Letter from Slim Wolfe

Grammar – October 1999 – Colorado Central Magazine

Dear Clay Warren Pseudonymous:

If you delete all the ain’t and cain’ts from your epistles, you leave me with self-indulgent convoluted barristerese, mud without a rock to step on. Don’t flatter yourself that I tried to emulate your style.

I have habitually used backwater English to disassociate myself from the King’s Obfuscatory Highbrow sort of English and the smugly superior colonialist attitude it implies. I’m not making fun of the peasant, I’m becoming the peasant, a sign of respect.

I am going to take a break from this correspondence. one or all of is in on a different frequency. One correspondent thought my reference to “Edisven” was hillbillyese.

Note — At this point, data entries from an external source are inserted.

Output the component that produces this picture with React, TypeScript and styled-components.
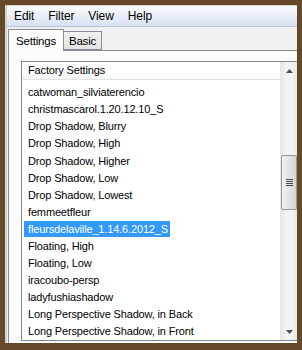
import React from "react";
import styled, { createGlobalStyle } from "styled-components";

const Global = createGlobalStyle`
  html, body { margin: 0; padding: 0; background: #5e462b; }
  body { width: 302px; height: 350px; overflow: hidden; }
`;

const Frame = styled.div`
  box-sizing: border-box;
  width: 302px;
  height: 350px;
  background: #65492b;
  padding: 5px 5px 7px 5px;
  display: flex;
`;

const Window = styled.div`
  flex: 1;
  display: flex;
  flex-direction: column;
  background: #f0f0f0;
  border-left: 2px solid #d9d2c6;
  border-top: 1px solid #d9d2c6;
  overflow: hidden;
  font-family: "Liberation Sans", Arial, sans-serif;
  color: #000;
`;

const MenuBar = styled.div`
  height: 20px;
  display: flex;
  align-items: center;
  padding-left: 7px;
  gap: 14px;
  background: linear-gradient(#fbfcfe, #e6ecf7 55%, #d9e2f3);
  border-bottom: 1px solid #b9c3d3;
  font-size: 12px;
  letter-spacing: -0.1px;
`;

const MenuItem = styled.span``;

const TabStrip = styled.div`
  height: 23px;
  display: flex;
  align-items: flex-end;
  padding-left: 1px;
`;

const Tab = styled.div<{ $active?: boolean }>`
  box-sizing: border-box;
  height: ${(p) => (p.$active ? 22 : 19)}px;
  padding: 0 ${(p) => (p.$active ? 7 : 5)}px;
  margin-bottom: ${(p) => (p.$active ? -1 : 0)}px;
  display: flex;
  align-items: center;
  font-size: 11.5px;
  letter-spacing: -0.2px;
  background: ${(p) => (p.$active ? "#fcfcfc" : "linear-gradient(#f2f2f2, #e3e3e3)")};
  border: 1px solid #898c95;
  border-bottom: ${(p) => (p.$active ? "none" : "1px solid #898c95")};
  ${(p) => (p.$active ? "" : "border-left: none;")}
  position: relative;
  z-index: ${(p) => (p.$active ? 1 : 0)};
`;

const Panel = styled.div`
  flex: 1;
  display: flex;
  background: #fcfcfc;
  border-top: 1px solid #898c95;
  border-left: 1px solid #898c95;
  margin-left: 1px;
  padding: 10px 0 2px 12px;
  min-height: 0;
`;

const ListBox = styled.div`
  flex: 1;
  display: flex;
  border: 1px solid #828790;
  border-right: none;
  background: #fff;
  min-height: 0;
`;

const ListColumn = styled.div`
  flex: 1;
  display: flex;
  flex-direction: column;
  min-width: 0;
`;

const Header = styled.div`
  height: 22px;
  display: flex;
  align-items: center;
  padding-left: 6px;
  font-size: 11px;
  letter-spacing: -0.15px;
  background: linear-gradient(#ffffff, #ffffff 50%, #f4f5f7);
  border-bottom: 1px solid #e2e3e5;
`;

const Rows = styled.div`
  padding-top: 4px;
  display: flex;
  flex-direction: column;
`;

const Row = styled.div`
  height: 17.1px;
  display: flex;
  align-items: center;
  font-size: 11px;
  letter-spacing: -0.15px;
  white-space: nowrap;
`;

const RowText = styled.span<{ $selected?: boolean }>`
  padding: 0 2px 0 4px;
  margin-left: 2px;
  line-height: 16px;
  background: ${(p) => (p.$selected ? "#3399ff" : "transparent")};
  color: ${(p) => (p.$selected ? "#fff" : "#000")};
`;

const ScrollBar = styled.div`
  width: 16px;
  display: flex;
  flex-direction: column;
  background: linear-gradient(90deg, #e6e6e6, #f3f3f3 30%, #f3f3f3 70%, #e8e8e8);
  border-left: 1px solid #e8e8e8;
`;

const Arrow = styled.div`
  height: 17px;
  display: flex;
  align-items: center;
  justify-content: center;
`;

const Track = styled.div`
  flex: 1;
  display: flex;
  flex-direction: column;
  padding-top: 76px;
`;

const Thumb = styled.div`
  box-sizing: border-box;
  height: 55px;
  border: 1px solid #979797;
  border-radius: 2px;
  background: linear-gradient(90deg, #f2f2f2, #e4e4e4 50%, #d4d4d4);
  display: flex;
  align-items: center;
  justify-content: center;
`;

const items = [
  "catwoman_silviaterencio",
  "christmascarol.1.20.12.10_S",
  "Drop Shadow, Blurry",
  "Drop Shadow, High",
  "Drop Shadow, Higher",
  "Drop Shadow, Low",
  "Drop Shadow, Lowest",
  "femmeetfleur",
  "fleursdelaville_1.14.6.2012_S",
  "Floating, High",
  "Floating, Low",
  "iracoubo-persp",
  "ladyfushiashadow",
  "Long Perspective Shadow, in Back",
  "Long Perspective Shadow, in Front",
];

export default function App() {
  return (
    <>
      <Global />
      <Frame>
        <Window>
          <MenuBar>
            <MenuItem>Edit</MenuItem>
            <MenuItem>Filter</MenuItem>
            <MenuItem>View</MenuItem>
            <MenuItem>Help</MenuItem>
          </MenuBar>
          <TabStrip>
            <Tab $active>Settings</Tab>
            <Tab>Basic</Tab>
          </TabStrip>
          <Panel>
            <ListBox>
              <ListColumn>
                <Header>Factory Settings</Header>
                <Rows>
                  {items.map((t, i) => (
                    <Row key={t}>
                      <RowText $selected={i === 8}>{t}</RowText>
                    </Row>
                  ))}
                </Rows>
              </ListColumn>
              <ScrollBar>
                <Arrow>
                  <svg width="7" height="4" viewBox="0 0 7 4">
                    <path d="M3.5 0 L7 4 L0 4 Z" fill="#4d4d4d" />
                  </svg>
                </Arrow>
                <Track>
                  <Thumb>
                    <svg width="7" height="8" viewBox="0 0 7 8">
                      <path d="M0 0.5h7M0 2.5h7M0 4.5h7M0 6.5h7" stroke="#4a4a4a" strokeWidth="1" />
                    </svg>
                  </Thumb>
                </Track>
                <Arrow>
                  <svg width="7" height="4" viewBox="0 0 7 4">
                    <path d="M0 0 L7 0 L3.5 4 Z" fill="#4d4d4d" />
                  </svg>
                </Arrow>
              </ScrollBar>
            </ListBox>
          </Panel>
        </Window>
      </Frame>
    </>
  );
}
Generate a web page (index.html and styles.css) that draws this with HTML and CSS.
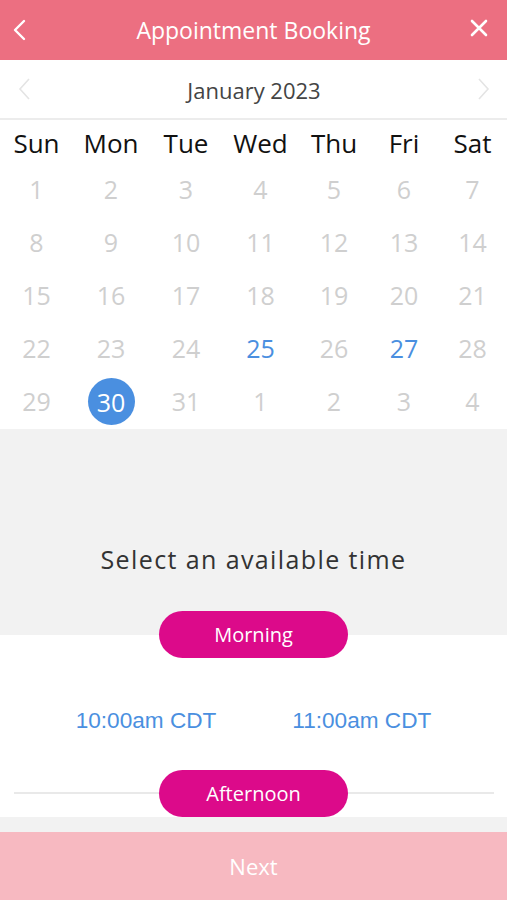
FILE: index.html
```html
<!Doctype html>
<html>
    <head>
        <title>Appointment Booking</title>
        <link rel="stylesheet" href="styles.css">
    </head>
    <body>
        <!-- Top bar -->
        <div class='top-bar'>
            <svg class='top-icon' width='16' height='24' viewBox='0 0 16 24'>
                <path d='M12 3 L3 12 L12 21' fill='none' stroke='#fff' stroke-width='2.4' stroke-linecap='round' stroke-linejoin='round'/>
            </svg>
            <div class='top-title'>Appointment Booking</div>
            <svg class='top-icon' width='20' height='20' viewBox='0 0 20 20'>
                <path d='M3 3 L17 17 M17 3 L3 17' fill='none' stroke='#fff' stroke-width='2.6' stroke-linecap='round'/>
            </svg>
        </div>

        <!-- Month switcher -->
        <div class='month-bar'>
            <svg width='14' height='24' viewBox='0 0 14 24'>
                <path d='M11 2 L2 12 L11 22' fill='none' stroke='#e4e4e4' stroke-width='1.6'/>
            </svg>
            <div class='month-name'>January 2023</div>
            <svg width='14' height='24' viewBox='0 0 14 24'>
                <path d='M3 2 L12 12 L3 22' fill='none' stroke='#e4e4e4' stroke-width='1.6'/>
            </svg>
        </div>

        <!-- Calendar -->
        <div class='calendar'>
            <div class='weekday'>Sun</div>
            <div class='weekday'>Mon</div>
            <div class='weekday'>Tue</div>
            <div class='weekday'>Wed</div>
            <div class='weekday'>Thu</div>
            <div class='weekday'>Fri</div>
            <div class='weekday'>Sat</div>

            <div class='day'>1</div>
            <div class='day'>2</div>
            <div class='day'>3</div>
            <div class='day'>4</div>
            <div class='day'>5</div>
            <div class='day'>6</div>
            <div class='day'>7</div>

            <div class='day'>8</div>
            <div class='day'>9</div>
            <div class='day'>10</div>
            <div class='day'>11</div>
            <div class='day'>12</div>
            <div class='day'>13</div>
            <div class='day'>14</div>

            <div class='day'>15</div>
            <div class='day'>16</div>
            <div class='day'>17</div>
            <div class='day'>18</div>
            <div class='day'>19</div>
            <div class='day'>20</div>
            <div class='day'>21</div>

            <div class='day'>22</div>
            <div class='day'>23</div>
            <div class='day'>24</div>
            <div class='day open'>25</div>
            <div class='day'>26</div>
            <div class='day open'>27</div>
            <div class='day'>28</div>

            <div class='day'>29</div>
            <div class='day'><span class='selected'>30</span></div>
            <div class='day'>31</div>
            <div class='day'>1</div>
            <div class='day'>2</div>
            <div class='day'>3</div>
            <div class='day'>4</div>
        </div>

        <!-- Times -->
        <div class='time-head'>
            <div class='time-prompt'>Select an available time</div>
        </div>
        <div class='period-row split'>
            <div class='period'>Morning</div>
        </div>
        <div class='slots'>
            <div class='slot'>10:00am CDT</div>
            <div class='slot'>11:00am CDT</div>
        </div>
        <div class='period-row lined'>
            <div class='period'>Afternoon</div>
        </div>
        <div class='spacer'></div>

        <div class='next-bar'>Next</div>
    </body>
</html>
```

FILE: styles.css
```css
/* Page */
body {
    margin: 0;
    width: 507px;
    height: 900px;
    overflow: hidden;
    font-family: "Open Sans", "Noto Sans", sans-serif;
    background-color: #fff;
}

/* Top bar */
.top-bar {
    height: 60px;
    background-color: #ec6f81;
    display: flex;
    align-items: center;
    justify-content: space-between;
    padding: 0 18px 0 12px;
    box-sizing: border-box;
}

.top-title {
    color: #fff;
    font-size: 23px;
    margin-left: 10px;
}

.top-icon:last-child {
    margin-top: -4px;
}

/* Month switcher */
.month-bar {
    height: 58px;
    border-bottom: 2px solid #ececec;
    display: flex;
    align-items: center;
    justify-content: space-between;
    padding: 0 17px 0 18px;
}

.month-name {
    font-size: 22px;
    color: #444;
    padding-top: 1px;
}

/* Calendar grid */
.calendar {
    display: grid;
    grid-template-columns: 73px 76px 74px 75px 72px 68px 69px;
    grid-template-rows: 44px repeat(5, 53px);
}

.weekday {
    font-size: 26px;
    color: #111;
    text-align: center;
    padding-top: 4px;
    line-height: 38px;
}

.day {
    font-size: 25px;
    color: #cfcfcf;
    display: flex;
    align-items: center;
    justify-content: center;
    padding-bottom: 4px;
}

.open {
    color: #4a8fe0;
}

.selected {
    width: 47px;
    height: 47px;
    border-radius: 50%;
    background-color: #4a8fe0;
    color: #fff;
    display: flex;
    align-items: center;
    justify-content: center;
    margin-top: 2px;
}

/* Time section */
.time-head {
    background-color: #f2f2f2;
    height: 182px;
    display: flex;
    align-items: flex-end;
    justify-content: center;
}

.time-prompt {
    font-size: 25px;
    color: #333;
    letter-spacing: 1.4px;
    margin-bottom: 35px;
}

.period-row {
    display: flex;
    justify-content: center;
}

.split {
    background: linear-gradient(#f2f2f2 24px, #fff 24px);
}

.lined {
    background: linear-gradient(transparent 22px, #e9e9e9 22px, #e9e9e9 24px, transparent 24px) no-repeat 14px 0 / 480px 100%;
}

.period {
    width: 189px;
    height: 47px;
    border-radius: 24px;
    background-color: #dc0a8a;
    color: #fff;
    font-size: 20px;
    display: flex;
    align-items: center;
    justify-content: center;
}

.slots {
    height: 112px;
    box-sizing: border-box;
    padding-top: 14px;
    display: flex;
    justify-content: center;
    align-items: center;
    gap: 76px;
    font-family: "Liberation Sans", Arial, sans-serif;
    font-size: 22.6px;
    color: #4a8fe0;
}

.spacer {
    height: 15px;
    background-color: #f2f2f2;
}

/* Bottom button */
.next-bar {
    height: 68px;
    background-color: #f7b9c1;
    color: #fff;
    font-size: 22px;
    display: flex;
    align-items: center;
    justify-content: center;
}
```
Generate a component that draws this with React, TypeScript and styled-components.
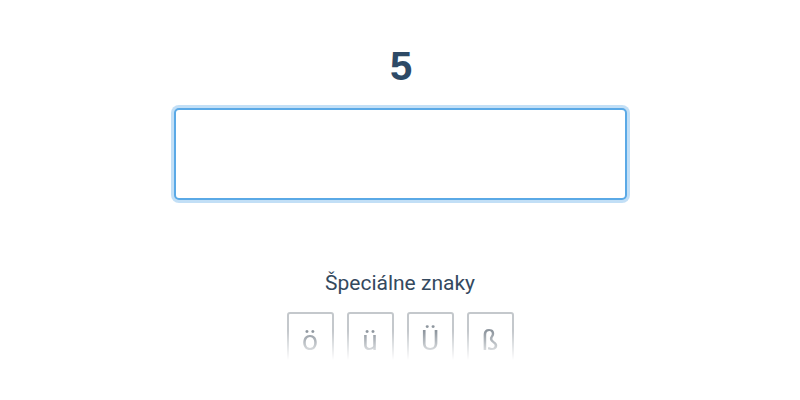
import styled, { createGlobalStyle } from 'styled-components';

const GlobalStyle = createGlobalStyle`
	body {
		margin: 0;
		background: #ffffff;
		font-family: Roboto, 'Liberation Sans', Arial, sans-serif;
	}
`;

const Page = styled.div`
	display: flex;
	flex-direction: column;
	align-items: center;
	padding-top: 42px;
`;

const Number = styled.h1`
	margin: 0 0 0 2px;
	font-family: 'Liberation Sans', Arial, sans-serif;
	font-size: 40px;
	line-height: 48px;
	font-weight: 700;
	color: #2e4a66;
`;

const Answer = styled.input`
	box-sizing: border-box;
	margin-top: 18px;
	width: 453px;
	height: 92px;
	border: 2px solid #5aa9e6;
	border-radius: 5px;
	box-shadow: 0 0 0 3px rgba(120, 185, 235, 0.45);
	outline: none;
	font-size: 28px;
	padding: 0 16px;
	background: #ffffff;
`;

const Label = styled.div`
	margin-top: 69px;
	font-size: 21px;
	line-height: 28px;
	color: #34495e;
`;

const Keys = styled.div`
	display: flex;
	gap: 13px;
	margin-top: 15px;
	height: 48px;
	overflow: hidden;
	-webkit-mask-image: linear-gradient(to bottom, #000 40%, transparent 100%);
	mask-image: linear-gradient(to bottom, #000 40%, transparent 100%);
`;

const Key = styled.button`
	box-sizing: border-box;
	width: 47px;
	height: 60px;
	border: 2px solid #c4c8cc;
	border-radius: 3px;
	background: #ffffff;
	color: #8e969e;
	font-family: Roboto, 'Liberation Sans', sans-serif;
	font-size: 28px;
	padding: 10px 0 0;
	display: flex;
	justify-content: center;
	align-items: flex-start;
	cursor: pointer;
`;

const chars = ['ö', 'ü', 'Ü', 'ß'];

const App = () => {
	return (
		<>
			<GlobalStyle />
			<Page>
				<Number>5</Number>
				<Answer type="text" autoFocus />
				<Label>Špeciálne znaky</Label>
				<Keys>
					{chars.map((c) => (
						<Key key={c}>{c}</Key>
					))}
				</Keys>
			</Page>
		</>
	);
};

export default App;
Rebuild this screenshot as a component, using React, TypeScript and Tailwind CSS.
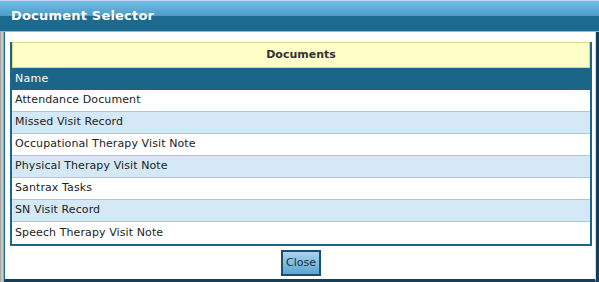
import React from 'react';

const docs = [
  'Attendance Document',
  'Missed Visit Record',
  'Occupational Therapy Visit Note',
  'Physical Therapy Visit Note',
  'Santrax Tasks',
  'SN Visit Record',
  'Speech Therapy Visit Note',
];

export default function App() {
  return (
    <div
      className="w-[599px] h-[282px] flex flex-col bg-white overflow-hidden"
      style={{ fontFamily: '"DejaVu Sans", Verdana, sans-serif' }}
    >
      {/* Title bar */}
      <div className="h-[32px] flex flex-col shrink-0 relative">
        <div className="h-[1px] bg-[#c4d2f0]" />
        <div className="h-[15px] bg-gradient-to-b from-[#72bfe6] to-[#4c9cc8]" />
        <div className="h-[15px] bg-[#1c6a8e]" />
        <div className="h-[1px] bg-[#86bde0]" />
        <span className="absolute left-[11px] top-[8px] text-[13px] font-bold text-white leading-[16px] tracking-[0.2px]">
          Document Selector
        </span>
      </div>

      {/* Body */}
      <div className="flex-1 flex min-h-0">
        <div className="w-[4px] bg-[#c8c8c8] border-l border-r border-[#a8a8a8]" />
        <div className="flex-1 flex flex-col border-l border-[#1c6a8e] border-b-[3px] border-b-[#123f5c] border-r border-r-[#d8d8d8] pl-[5px] pr-[3px] pt-[10px]">
          <div className="flex flex-col border-x-2 border-[#1b6688] border-b-2 border-b-[#1b6688]">
            <div className="h-[26px] bg-[#fffdc8] border border-[#d9d98a] flex items-center justify-center text-[11px] font-bold text-[#333]">
              Documents
            </div>
            <div className="h-[22px] bg-[#1b6688] text-white text-[11px] flex items-center pl-[3px] tracking-[0.3px]">
              Name
            </div>
            {docs.map((d, i) => (
              <div
                key={d}
                className={`h-[22px] flex items-center pl-[3px] text-[11px] text-[#222] tracking-[0.1px] border-b border-[#a6cce2] last:border-b-0 ${
                  i % 2 === 1 ? 'bg-[#d4e9f5]' : 'bg-white'
                }`}
              >
                {d}
              </div>
            ))}
          </div>
          <div className="flex justify-center pt-[4px]">
            <button className="w-[40px] h-[26px] border-2 border-[#1b4f70] bg-gradient-to-b from-[#a8d4ee] to-[#5aa6d0] text-[11px] text-[#1a2f3f]">
              Close
            </button>
          </div>
        </div>
        <div className="w-[3px] bg-[#123f5c]" />
      </div>
    </div>
  );
}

Clay Warren Pseudonymous thinks I’m making “obvious reference to the wicked witch of the south” but I’m drawing a total blank.

It might have been Hank Williams who wrote the lyric (and lots like it):

I been to Georgia on a fast train, honey,

I wasn’t born no yesterday…

And nobody’s calling him out on the carpet.

One last question: How come all the “Bjüni”-bashers seem to be gringos, how is it the Latinos among us aren’t joining the attack on mangled Spanglish? I’d have to guess they’re keeping it as a private joke, the Spaniard’s burden, somewhat outnumbered by the rest of us chingazos.

Yours till that wicked witch identifies itself, say what?